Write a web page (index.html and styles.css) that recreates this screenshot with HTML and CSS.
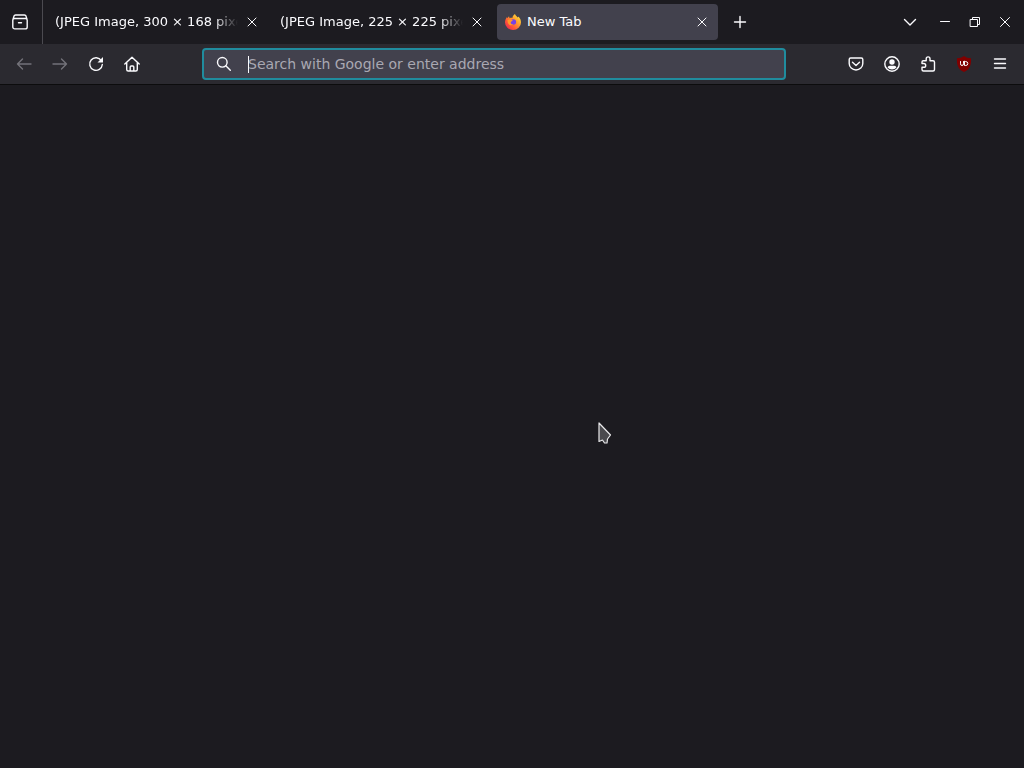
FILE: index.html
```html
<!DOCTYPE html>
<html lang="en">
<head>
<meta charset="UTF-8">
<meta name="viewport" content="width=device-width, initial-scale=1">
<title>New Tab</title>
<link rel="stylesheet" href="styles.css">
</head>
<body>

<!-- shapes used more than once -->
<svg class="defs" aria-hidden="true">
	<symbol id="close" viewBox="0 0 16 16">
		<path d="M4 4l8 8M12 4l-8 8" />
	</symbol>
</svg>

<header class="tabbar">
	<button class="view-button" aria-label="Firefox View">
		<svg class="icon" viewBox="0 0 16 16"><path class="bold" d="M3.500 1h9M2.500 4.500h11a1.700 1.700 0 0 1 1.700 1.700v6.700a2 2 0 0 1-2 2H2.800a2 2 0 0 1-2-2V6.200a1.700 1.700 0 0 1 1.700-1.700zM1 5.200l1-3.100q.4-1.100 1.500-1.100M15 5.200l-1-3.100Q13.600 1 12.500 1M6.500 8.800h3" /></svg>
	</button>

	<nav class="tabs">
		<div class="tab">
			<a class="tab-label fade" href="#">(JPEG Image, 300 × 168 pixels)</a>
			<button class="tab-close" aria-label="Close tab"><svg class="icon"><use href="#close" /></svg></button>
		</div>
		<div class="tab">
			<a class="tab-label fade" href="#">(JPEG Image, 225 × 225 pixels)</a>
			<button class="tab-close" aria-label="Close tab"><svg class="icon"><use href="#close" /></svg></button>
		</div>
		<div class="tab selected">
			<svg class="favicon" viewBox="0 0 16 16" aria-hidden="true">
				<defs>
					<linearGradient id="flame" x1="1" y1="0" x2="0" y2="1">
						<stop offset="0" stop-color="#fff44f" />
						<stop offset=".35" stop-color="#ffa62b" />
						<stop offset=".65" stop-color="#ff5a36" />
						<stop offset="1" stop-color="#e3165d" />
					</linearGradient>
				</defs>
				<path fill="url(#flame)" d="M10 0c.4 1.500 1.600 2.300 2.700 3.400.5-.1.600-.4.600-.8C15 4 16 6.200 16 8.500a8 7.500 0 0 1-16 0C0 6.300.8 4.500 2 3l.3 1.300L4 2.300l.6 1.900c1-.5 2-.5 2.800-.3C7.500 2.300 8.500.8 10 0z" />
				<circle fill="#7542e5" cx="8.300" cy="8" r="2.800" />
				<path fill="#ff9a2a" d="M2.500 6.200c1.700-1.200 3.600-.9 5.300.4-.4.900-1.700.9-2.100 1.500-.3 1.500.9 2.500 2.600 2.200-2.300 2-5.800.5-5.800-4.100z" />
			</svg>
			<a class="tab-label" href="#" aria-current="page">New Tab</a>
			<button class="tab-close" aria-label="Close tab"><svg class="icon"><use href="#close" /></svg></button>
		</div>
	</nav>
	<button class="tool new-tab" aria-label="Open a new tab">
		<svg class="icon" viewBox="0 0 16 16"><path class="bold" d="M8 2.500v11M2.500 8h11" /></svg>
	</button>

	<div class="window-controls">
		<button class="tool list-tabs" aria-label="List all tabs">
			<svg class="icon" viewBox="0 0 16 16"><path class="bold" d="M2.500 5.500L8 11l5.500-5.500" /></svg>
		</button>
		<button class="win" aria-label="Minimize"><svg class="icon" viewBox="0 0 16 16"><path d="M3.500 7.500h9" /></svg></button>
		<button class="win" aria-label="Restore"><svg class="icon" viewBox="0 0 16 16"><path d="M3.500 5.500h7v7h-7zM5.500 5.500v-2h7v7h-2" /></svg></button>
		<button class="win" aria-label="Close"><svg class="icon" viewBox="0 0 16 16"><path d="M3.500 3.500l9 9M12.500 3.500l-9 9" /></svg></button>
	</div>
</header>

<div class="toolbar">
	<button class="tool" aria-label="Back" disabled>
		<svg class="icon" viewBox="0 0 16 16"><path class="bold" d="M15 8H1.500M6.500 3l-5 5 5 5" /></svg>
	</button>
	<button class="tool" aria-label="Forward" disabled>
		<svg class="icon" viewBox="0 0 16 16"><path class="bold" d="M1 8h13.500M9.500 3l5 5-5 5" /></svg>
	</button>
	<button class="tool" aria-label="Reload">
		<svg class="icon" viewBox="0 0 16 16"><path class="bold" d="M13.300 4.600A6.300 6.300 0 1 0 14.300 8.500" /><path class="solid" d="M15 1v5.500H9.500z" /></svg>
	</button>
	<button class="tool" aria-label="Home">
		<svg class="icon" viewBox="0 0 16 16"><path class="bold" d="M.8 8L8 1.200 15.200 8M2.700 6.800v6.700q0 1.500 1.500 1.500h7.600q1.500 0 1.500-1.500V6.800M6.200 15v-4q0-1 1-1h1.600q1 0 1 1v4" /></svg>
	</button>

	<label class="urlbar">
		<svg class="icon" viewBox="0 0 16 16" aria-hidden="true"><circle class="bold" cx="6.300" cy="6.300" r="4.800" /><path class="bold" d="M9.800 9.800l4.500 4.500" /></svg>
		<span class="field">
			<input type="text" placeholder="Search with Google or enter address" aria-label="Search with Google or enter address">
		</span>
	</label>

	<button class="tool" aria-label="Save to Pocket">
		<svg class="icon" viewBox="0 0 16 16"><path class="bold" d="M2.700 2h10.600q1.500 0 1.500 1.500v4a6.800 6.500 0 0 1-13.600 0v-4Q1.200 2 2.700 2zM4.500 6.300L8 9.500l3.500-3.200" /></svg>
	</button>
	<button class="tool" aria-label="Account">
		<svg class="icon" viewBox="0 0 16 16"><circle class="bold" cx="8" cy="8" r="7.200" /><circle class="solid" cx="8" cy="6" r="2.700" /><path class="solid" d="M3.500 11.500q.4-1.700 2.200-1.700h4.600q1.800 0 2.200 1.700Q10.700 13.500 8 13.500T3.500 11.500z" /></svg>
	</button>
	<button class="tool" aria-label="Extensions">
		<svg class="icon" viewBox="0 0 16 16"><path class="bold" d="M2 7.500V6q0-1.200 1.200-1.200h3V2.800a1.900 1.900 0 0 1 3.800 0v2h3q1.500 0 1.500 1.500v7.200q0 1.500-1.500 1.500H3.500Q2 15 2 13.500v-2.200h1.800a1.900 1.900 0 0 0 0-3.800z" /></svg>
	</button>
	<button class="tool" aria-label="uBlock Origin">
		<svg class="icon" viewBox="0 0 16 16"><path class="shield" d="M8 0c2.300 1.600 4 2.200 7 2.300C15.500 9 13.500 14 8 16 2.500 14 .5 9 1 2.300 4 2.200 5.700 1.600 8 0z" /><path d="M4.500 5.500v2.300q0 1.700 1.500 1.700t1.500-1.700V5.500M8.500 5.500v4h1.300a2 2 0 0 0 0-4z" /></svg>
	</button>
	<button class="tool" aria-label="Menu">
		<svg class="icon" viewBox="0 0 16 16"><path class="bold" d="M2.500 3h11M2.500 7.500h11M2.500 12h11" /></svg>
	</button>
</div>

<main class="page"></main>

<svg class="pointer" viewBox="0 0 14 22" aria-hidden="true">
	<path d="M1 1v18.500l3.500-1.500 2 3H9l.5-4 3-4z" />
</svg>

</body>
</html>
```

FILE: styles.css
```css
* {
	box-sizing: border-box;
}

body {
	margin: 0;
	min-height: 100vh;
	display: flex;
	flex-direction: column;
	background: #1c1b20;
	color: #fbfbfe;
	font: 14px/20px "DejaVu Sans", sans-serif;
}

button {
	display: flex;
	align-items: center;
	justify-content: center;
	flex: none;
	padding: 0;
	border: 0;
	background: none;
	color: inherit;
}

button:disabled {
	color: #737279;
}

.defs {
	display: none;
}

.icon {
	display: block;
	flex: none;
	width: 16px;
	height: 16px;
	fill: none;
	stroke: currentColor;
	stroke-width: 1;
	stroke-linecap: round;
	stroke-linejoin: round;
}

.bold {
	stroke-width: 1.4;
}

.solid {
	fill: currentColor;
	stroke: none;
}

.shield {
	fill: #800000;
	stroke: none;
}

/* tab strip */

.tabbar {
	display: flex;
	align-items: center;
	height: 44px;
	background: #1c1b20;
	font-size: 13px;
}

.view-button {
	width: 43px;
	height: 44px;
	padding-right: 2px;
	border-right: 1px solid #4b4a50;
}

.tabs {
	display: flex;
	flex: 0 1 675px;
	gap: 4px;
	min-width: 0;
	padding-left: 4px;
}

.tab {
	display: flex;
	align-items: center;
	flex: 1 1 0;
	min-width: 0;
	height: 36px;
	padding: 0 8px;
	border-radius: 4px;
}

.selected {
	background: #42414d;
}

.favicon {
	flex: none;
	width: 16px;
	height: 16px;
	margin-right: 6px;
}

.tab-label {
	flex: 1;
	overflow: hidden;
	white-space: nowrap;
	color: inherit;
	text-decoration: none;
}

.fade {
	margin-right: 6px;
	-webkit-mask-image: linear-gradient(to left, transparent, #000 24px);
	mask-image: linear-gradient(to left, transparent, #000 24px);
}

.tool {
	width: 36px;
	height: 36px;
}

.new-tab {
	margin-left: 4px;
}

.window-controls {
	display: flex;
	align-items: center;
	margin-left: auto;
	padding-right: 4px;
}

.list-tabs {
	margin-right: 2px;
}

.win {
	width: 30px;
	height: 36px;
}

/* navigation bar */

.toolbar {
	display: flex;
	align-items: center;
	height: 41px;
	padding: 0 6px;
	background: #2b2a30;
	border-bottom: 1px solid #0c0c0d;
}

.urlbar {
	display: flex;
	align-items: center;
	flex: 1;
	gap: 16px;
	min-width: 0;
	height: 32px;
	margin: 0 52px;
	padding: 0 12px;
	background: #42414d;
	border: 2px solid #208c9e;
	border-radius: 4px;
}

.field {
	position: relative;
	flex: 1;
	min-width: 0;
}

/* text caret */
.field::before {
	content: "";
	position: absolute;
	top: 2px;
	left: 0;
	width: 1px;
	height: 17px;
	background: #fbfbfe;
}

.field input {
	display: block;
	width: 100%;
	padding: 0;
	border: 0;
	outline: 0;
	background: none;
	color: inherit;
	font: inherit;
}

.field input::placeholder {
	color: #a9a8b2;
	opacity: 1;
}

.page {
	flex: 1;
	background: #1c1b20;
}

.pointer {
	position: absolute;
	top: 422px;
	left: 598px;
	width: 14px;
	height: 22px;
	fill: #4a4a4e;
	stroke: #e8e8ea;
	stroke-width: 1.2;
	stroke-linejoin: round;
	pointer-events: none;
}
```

• _AIM OF THE TASK_
Go through the listing above and list every line that has the word "page".

• _RESPONSE_
Write a web page (index.html and styles.css) that recreates this screenshot with HTML and CSS.
			<a class="tab-label" href="#" aria-current="page">New Tab</a>
<main class="page"></main>
.page {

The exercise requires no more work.